Hudson valley distillers

When old friends and fraternity brothers Chris Moyer and Tom Yozzo looked at what to do upon retirement, a distillery idea piqued their interest. "Tom and I were in college 25 years ago; our families vacationed together, over campfires we had talked about what to do later in life, everything from golf courses to camp grounds was discussed" Chris explained. "So when Tom suggested a distillery, I decided to do it with him."

In 2013 the pair bought a 12-acre farm near Clermont, a Hudson riverside town 45 minutes south of Valatie. Spirits Grove Farm, formerly a nursery, came with a four acre apple orchard, four greenhouses and a house along with a ramshackle 150-year-old barn, ideal for their new distillery.

Chris had long ago noted the distilling industry was growing rapidly, so as soon after the pair cleared licensing and legal matters, they installed a sixty-gallon reflux column still in the barn and got down to work distilling Chancellor's Raw Bourbon. A premium white whiskey made from corn and malted barley; it was so named for Robert Livingston, one of the Hudson Valley's great patriots.

Livingston, an author of the Declaration of Independence, administered the oath of office to George Washington. He was also a wealthy investor who brought the North River Steamboat, regarded as the first commercially successful steamboat, to the Hudson River Valley with sailings from New York City to Albany.

"There's no telling what Chancellor Livingston and President George Washington toasted at the inauguration ball." says Chris, "But with hundreds of distilleries in the Hudson Valley making whiskey, we're pretty sure some of it was consumed before it had time to age in the barrel."

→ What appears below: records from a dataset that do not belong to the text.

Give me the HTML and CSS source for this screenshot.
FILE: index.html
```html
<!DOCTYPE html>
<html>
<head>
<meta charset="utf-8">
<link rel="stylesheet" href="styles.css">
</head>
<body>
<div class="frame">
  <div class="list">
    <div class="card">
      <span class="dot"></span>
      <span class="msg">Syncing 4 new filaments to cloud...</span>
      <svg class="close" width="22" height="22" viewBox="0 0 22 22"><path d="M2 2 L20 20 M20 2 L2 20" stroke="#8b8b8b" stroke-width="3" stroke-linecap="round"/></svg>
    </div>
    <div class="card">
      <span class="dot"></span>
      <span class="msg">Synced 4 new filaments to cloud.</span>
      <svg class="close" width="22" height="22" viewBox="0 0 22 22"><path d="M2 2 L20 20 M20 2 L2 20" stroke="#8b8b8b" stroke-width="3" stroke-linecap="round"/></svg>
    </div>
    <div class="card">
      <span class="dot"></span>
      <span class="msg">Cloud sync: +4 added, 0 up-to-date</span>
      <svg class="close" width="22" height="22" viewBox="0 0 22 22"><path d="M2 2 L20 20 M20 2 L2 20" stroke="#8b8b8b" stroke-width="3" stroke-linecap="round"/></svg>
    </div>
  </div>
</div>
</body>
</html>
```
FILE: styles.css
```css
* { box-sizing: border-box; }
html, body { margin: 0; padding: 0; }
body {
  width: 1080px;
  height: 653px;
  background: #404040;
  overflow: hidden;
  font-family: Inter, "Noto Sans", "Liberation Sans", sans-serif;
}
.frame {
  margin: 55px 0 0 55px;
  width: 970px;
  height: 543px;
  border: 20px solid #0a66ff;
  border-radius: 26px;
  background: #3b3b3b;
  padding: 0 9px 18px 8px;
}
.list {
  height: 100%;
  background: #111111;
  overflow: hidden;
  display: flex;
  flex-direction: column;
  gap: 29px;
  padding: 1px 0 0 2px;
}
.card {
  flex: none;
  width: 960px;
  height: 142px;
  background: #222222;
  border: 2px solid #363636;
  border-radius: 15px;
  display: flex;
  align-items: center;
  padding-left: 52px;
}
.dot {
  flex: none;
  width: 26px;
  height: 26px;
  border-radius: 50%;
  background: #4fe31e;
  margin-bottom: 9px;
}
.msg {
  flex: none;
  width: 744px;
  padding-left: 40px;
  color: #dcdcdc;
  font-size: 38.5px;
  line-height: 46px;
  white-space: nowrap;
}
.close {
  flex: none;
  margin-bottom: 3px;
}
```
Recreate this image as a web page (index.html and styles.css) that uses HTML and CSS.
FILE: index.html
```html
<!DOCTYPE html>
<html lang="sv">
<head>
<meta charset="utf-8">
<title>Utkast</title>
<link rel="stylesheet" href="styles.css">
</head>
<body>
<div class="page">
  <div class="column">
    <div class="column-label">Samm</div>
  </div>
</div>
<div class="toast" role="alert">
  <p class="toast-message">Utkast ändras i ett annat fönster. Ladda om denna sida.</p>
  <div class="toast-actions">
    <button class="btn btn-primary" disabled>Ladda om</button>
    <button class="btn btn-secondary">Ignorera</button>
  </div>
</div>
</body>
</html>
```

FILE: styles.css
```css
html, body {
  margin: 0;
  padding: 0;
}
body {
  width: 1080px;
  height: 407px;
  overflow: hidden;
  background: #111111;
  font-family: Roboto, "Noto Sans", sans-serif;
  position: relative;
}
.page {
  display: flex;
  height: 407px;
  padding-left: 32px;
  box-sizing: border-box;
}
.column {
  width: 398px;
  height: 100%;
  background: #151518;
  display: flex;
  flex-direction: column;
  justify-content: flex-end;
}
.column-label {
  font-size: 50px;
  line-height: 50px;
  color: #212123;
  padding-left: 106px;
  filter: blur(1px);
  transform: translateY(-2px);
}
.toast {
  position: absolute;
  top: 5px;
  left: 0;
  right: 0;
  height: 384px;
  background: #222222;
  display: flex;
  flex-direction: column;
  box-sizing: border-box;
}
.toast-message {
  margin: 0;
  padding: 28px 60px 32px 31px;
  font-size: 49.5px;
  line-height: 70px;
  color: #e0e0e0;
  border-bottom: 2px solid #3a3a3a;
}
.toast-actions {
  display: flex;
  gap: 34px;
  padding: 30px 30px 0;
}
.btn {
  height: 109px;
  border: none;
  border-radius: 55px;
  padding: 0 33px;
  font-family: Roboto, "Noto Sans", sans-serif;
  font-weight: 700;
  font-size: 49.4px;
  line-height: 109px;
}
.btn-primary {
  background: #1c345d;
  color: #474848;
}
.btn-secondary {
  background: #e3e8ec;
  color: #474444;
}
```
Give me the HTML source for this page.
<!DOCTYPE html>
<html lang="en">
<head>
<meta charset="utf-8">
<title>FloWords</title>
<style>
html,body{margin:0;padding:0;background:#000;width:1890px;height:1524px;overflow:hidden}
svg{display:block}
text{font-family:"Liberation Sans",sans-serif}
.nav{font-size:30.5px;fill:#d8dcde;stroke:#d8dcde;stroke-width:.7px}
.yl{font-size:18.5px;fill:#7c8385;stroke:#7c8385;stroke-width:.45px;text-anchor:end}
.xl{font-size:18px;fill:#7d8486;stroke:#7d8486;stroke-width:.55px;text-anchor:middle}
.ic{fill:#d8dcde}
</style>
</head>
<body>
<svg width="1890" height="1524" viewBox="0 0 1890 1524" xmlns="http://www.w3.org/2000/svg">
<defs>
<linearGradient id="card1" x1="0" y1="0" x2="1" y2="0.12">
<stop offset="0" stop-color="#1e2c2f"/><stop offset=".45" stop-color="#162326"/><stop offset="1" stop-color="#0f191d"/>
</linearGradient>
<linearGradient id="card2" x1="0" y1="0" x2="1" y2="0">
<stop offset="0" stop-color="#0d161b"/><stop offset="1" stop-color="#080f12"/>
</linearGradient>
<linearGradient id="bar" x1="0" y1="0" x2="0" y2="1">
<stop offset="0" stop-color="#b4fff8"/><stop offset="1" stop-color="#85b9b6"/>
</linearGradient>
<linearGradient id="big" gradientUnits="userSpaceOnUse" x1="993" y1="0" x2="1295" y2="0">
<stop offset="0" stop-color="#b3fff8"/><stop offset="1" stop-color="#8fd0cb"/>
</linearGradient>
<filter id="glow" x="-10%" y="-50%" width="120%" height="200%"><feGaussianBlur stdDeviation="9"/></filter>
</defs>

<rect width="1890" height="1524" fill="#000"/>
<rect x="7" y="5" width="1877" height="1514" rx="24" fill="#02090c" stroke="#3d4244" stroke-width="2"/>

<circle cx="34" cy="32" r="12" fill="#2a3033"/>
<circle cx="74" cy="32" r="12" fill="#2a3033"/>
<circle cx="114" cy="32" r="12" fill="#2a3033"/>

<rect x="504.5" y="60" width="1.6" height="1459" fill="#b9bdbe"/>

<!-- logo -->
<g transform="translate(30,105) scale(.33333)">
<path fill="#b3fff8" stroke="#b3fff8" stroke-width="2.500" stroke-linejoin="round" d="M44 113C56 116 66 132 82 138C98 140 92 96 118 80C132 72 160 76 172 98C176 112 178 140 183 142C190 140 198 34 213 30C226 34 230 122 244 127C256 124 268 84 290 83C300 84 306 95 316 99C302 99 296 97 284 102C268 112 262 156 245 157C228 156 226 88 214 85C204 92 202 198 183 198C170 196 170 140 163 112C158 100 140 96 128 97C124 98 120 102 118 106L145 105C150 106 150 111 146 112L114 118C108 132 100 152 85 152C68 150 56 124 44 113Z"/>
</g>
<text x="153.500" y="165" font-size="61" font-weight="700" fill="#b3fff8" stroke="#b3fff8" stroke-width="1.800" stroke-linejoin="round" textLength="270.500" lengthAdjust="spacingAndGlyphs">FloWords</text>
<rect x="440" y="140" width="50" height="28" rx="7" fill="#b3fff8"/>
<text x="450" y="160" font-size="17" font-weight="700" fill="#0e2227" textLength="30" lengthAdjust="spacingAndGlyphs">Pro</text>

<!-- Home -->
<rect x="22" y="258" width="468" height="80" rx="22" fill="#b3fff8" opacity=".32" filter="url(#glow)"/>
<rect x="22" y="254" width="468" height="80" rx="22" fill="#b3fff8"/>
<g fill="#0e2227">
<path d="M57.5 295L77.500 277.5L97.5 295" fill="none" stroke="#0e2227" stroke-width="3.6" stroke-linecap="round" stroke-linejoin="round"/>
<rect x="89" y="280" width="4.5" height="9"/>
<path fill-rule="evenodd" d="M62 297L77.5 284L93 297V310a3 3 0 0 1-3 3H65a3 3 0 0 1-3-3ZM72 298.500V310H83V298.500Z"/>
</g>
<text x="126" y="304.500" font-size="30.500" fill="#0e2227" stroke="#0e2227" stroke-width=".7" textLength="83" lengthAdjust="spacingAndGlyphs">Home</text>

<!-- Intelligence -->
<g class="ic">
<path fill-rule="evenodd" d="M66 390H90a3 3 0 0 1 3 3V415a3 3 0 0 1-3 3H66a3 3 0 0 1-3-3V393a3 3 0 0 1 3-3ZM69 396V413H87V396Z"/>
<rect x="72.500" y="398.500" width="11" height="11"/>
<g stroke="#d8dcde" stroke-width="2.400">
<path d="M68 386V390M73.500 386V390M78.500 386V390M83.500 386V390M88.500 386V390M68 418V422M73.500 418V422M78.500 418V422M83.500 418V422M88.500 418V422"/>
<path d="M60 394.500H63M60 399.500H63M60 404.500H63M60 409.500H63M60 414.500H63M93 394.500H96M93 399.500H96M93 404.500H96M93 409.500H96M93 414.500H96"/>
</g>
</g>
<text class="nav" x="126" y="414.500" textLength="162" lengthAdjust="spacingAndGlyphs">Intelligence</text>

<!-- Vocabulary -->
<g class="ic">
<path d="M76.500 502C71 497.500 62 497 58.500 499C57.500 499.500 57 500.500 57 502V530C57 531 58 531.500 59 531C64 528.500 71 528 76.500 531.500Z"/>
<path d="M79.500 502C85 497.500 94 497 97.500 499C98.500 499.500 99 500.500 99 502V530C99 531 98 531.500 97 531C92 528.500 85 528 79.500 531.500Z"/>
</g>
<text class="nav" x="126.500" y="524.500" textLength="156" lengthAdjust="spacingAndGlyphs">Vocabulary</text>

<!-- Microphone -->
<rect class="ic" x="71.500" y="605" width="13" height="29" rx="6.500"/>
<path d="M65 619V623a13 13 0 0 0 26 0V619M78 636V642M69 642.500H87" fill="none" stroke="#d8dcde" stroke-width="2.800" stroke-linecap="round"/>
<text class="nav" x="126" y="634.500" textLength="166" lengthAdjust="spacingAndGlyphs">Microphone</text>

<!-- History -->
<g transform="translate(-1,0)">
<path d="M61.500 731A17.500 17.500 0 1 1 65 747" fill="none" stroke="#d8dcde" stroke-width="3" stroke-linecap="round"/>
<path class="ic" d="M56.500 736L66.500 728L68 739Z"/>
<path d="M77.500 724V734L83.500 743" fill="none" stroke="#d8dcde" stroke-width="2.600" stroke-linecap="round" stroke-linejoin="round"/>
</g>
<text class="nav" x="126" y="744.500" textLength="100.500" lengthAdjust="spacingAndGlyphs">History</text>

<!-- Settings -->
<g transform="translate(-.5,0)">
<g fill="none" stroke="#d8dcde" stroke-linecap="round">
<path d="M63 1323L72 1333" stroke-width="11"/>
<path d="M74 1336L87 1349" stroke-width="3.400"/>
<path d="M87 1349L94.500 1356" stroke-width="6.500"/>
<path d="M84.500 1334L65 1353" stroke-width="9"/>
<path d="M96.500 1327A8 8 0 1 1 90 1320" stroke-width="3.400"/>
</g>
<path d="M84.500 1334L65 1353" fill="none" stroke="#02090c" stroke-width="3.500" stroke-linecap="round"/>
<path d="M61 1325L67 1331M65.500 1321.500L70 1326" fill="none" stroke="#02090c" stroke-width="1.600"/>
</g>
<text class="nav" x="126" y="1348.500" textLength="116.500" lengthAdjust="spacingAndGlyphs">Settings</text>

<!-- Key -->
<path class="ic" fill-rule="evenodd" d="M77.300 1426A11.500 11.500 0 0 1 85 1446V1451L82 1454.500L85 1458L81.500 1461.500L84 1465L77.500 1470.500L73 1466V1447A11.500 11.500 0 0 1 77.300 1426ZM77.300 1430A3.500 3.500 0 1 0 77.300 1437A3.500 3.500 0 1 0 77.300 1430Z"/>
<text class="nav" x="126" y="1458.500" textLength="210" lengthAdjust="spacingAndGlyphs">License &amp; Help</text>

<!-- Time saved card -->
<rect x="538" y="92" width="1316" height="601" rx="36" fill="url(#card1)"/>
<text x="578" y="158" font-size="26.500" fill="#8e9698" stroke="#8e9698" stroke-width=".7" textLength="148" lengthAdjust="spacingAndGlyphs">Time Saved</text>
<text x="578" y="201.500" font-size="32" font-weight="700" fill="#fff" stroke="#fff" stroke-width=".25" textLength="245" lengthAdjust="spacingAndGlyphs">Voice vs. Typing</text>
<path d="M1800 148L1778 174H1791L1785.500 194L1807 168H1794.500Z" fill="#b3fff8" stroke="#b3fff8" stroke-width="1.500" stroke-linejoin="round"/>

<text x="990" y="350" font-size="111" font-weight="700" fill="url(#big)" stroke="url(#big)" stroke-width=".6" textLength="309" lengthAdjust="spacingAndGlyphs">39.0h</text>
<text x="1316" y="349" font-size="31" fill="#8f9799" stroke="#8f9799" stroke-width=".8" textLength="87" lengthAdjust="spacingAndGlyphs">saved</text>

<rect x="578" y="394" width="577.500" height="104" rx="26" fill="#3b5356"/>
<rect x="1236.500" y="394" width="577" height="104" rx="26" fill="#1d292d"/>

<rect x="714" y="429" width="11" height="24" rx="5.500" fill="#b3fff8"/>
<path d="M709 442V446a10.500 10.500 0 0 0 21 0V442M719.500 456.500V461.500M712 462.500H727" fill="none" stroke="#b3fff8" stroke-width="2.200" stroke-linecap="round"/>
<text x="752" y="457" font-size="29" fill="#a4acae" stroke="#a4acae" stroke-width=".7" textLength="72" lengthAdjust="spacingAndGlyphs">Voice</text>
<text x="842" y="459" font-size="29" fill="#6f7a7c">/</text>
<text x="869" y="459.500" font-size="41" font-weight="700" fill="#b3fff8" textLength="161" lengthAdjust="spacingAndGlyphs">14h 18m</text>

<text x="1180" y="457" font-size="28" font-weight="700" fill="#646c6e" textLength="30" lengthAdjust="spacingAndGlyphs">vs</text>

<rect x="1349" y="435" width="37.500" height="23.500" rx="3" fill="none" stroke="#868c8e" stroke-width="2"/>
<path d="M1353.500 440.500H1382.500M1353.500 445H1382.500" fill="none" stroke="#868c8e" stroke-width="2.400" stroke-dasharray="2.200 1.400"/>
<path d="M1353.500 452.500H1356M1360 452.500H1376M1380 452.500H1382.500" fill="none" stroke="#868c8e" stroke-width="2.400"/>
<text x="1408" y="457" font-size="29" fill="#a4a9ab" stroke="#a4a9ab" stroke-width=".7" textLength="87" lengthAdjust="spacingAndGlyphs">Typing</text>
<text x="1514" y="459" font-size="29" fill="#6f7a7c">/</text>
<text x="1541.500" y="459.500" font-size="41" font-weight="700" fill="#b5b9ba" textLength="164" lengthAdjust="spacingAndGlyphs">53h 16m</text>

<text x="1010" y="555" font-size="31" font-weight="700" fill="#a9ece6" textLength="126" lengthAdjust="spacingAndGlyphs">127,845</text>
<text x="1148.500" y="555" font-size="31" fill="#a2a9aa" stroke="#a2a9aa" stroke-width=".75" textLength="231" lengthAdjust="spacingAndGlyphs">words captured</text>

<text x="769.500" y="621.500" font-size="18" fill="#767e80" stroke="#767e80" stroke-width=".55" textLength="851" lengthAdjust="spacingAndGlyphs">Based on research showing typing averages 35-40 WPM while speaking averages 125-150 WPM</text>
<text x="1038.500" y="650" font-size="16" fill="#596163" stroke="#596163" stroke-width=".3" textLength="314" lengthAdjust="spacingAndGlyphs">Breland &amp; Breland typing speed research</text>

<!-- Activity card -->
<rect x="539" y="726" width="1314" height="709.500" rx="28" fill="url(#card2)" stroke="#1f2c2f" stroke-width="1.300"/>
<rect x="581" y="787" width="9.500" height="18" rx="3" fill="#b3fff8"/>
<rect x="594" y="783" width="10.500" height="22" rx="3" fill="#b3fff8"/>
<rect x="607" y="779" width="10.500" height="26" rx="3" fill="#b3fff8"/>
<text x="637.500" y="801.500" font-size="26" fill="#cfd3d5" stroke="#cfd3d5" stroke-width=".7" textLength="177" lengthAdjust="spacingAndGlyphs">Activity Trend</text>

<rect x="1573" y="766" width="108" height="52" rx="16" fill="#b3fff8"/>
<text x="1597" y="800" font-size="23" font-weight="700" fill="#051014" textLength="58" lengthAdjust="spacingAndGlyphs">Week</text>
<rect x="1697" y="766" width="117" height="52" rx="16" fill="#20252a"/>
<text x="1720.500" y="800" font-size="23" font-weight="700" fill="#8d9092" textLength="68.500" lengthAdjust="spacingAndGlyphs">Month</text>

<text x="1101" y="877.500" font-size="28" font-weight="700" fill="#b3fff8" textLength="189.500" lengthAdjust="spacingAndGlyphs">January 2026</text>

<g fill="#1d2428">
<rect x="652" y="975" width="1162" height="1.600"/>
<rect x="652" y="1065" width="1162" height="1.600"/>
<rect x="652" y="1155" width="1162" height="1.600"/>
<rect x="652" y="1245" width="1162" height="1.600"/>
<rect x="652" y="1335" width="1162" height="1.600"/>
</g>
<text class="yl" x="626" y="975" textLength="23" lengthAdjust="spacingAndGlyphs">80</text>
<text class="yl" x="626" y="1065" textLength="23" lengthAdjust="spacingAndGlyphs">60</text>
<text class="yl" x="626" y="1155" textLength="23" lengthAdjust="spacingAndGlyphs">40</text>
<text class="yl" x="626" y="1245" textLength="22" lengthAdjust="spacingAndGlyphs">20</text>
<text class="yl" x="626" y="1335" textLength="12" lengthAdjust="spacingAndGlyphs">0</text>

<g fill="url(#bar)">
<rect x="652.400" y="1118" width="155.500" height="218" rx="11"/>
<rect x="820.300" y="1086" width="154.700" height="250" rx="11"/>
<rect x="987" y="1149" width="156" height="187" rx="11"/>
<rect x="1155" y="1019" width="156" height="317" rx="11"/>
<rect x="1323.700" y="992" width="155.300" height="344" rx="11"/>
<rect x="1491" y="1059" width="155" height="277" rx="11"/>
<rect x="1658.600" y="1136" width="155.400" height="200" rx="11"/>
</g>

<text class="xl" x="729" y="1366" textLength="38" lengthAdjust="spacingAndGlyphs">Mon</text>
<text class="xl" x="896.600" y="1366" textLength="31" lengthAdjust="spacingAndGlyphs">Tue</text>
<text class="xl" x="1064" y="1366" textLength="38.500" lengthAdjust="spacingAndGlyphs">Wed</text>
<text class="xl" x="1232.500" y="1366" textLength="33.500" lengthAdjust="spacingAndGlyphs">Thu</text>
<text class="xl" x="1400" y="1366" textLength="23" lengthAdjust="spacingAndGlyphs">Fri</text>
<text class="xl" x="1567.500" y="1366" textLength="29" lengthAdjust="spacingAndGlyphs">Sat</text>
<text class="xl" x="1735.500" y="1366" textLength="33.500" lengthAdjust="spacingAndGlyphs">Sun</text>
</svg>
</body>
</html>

Livingston once owned the land, later named Spirits Grove Farm, which is located alongside the old New York City to Albany road "We like to think weary travellers may have stopped nearby to enjoy Applejack similar to ours, with its strong American oak start, hints of caramel and vanilla and ending like an aged Scotch." Farm apples are used to make apple based vodka; greenhouses grow botanical and flavourings for Hudson Valley's gins.

The distillery is open to the public. "Visitors will see every step of the spirits production process, how we grow grains and fruits, learn the art of fermenting, distilling and watch our bottling."

Also in production: Old Tom Gin from a secret recipe based on home grown botanicals; Vodka boasting a sweet nose, silky mouth feel, subtle tone of apple and a smooth finish; Adirondack Applejack - known here since the first European settlers arrived - made with Hudson Valley apples, aged in white oak as used in American whiskey, boasting a whiskey nose upfront.

"We are also working on a new Hudson Valley whiskey, unnamed as yet, but it will be made from the same mash bill as our Livingston Lightning, and then aged in barrels - until we say it's ready." Chris confides.

New York State has over 51,000 acres of apple orchards - can more new distilleries be far behind?